§ Collected material
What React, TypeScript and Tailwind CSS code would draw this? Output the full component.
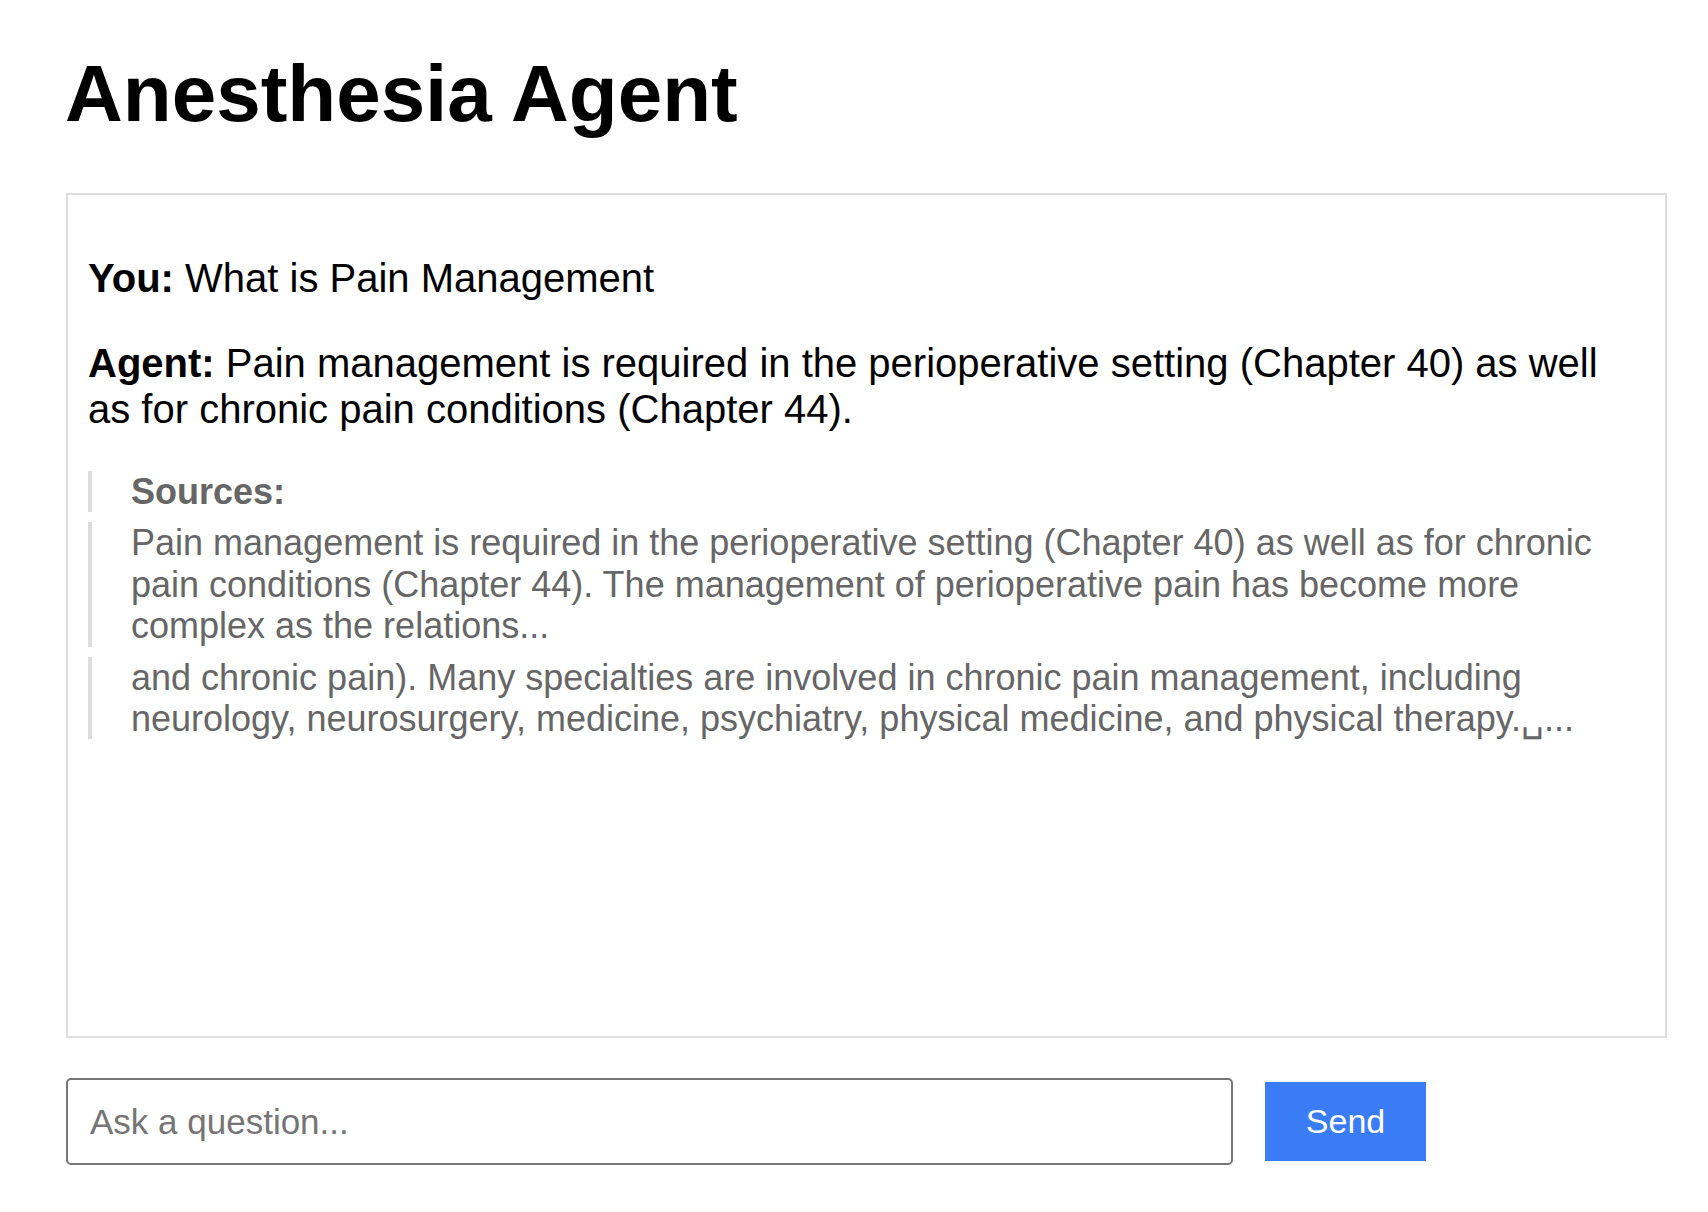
const SOURCES = [
  'Pain management is required in the perioperative setting (Chapter 40) as well as for chronic pain conditions (Chapter 44). The management of perioperative pain has become more complex as the relations...',
  'and chronic pain). Many specialties are involved in chronic pain management, including neurology, neurosurgery, medicine, psychiatry, physical medicine, and physical therapy.\u2423...',
]

const SourceItem: React.FC<{children: React.ReactNode}> = ({children}) => {
  return <div className="border-l-4 border-[#dddddd] pl-[39px] text-[36px] leading-[41.4px] text-[#666666] mt-[10px] first:mt-0">
    {children}
  </div>
}

export default function App() {
  return (
    <div className="min-h-[1212px] bg-white px-[66px] pt-[48px] font-['Liberation_Sans',Arial,sans-serif] text-black">
      <h1 className="text-[80px] leading-[92px] font-bold mb-[53px] -ml-px">Anesthesia Agent</h1>

      <div className="w-[1601px] h-[845px] border-2 border-[#dddddd] pt-[60px] px-[20px] overflow-y-auto">
        <p className="text-[40px] leading-[46px]">
          <strong>You:</strong> What is Pain Management
        </p>
        <p className="text-[40px] leading-[46px] mt-[39px]">
          <strong>Agent:</strong> Pain management is required in the perioperative setting (Chapter 40) as well as for chronic pain conditions (Chapter 44).
        </p>
        <div className="mt-[39px]">
          <SourceItem><strong>Sources:</strong></SourceItem>
          {SOURCES.map((s, i) => <SourceItem key={i}>{s}</SourceItem>)}
        </div>
      </div>

      <div className="flex items-center gap-[32px] mt-[40px]">
        <input
          type="text"
          placeholder="Ask a question..."
          className="w-[1167px] h-[87px] border-2 border-[#767676] rounded-[5px] px-[22px] text-[35px] placeholder:text-[#757575] outline-none"
        />
        <button className="w-[161px] h-[79px] bg-[#3a7cf6] text-white text-[34px]">Send</button>
      </div>
    </div>
  )
}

§ What to work on
Identify every line above that includes the word "React", and show those lines.

§ Response
What React, TypeScript and Tailwind CSS code would draw this? Output the full component.
const SourceItem: React.FC<{children: React.ReactNode}> = ({children}) => {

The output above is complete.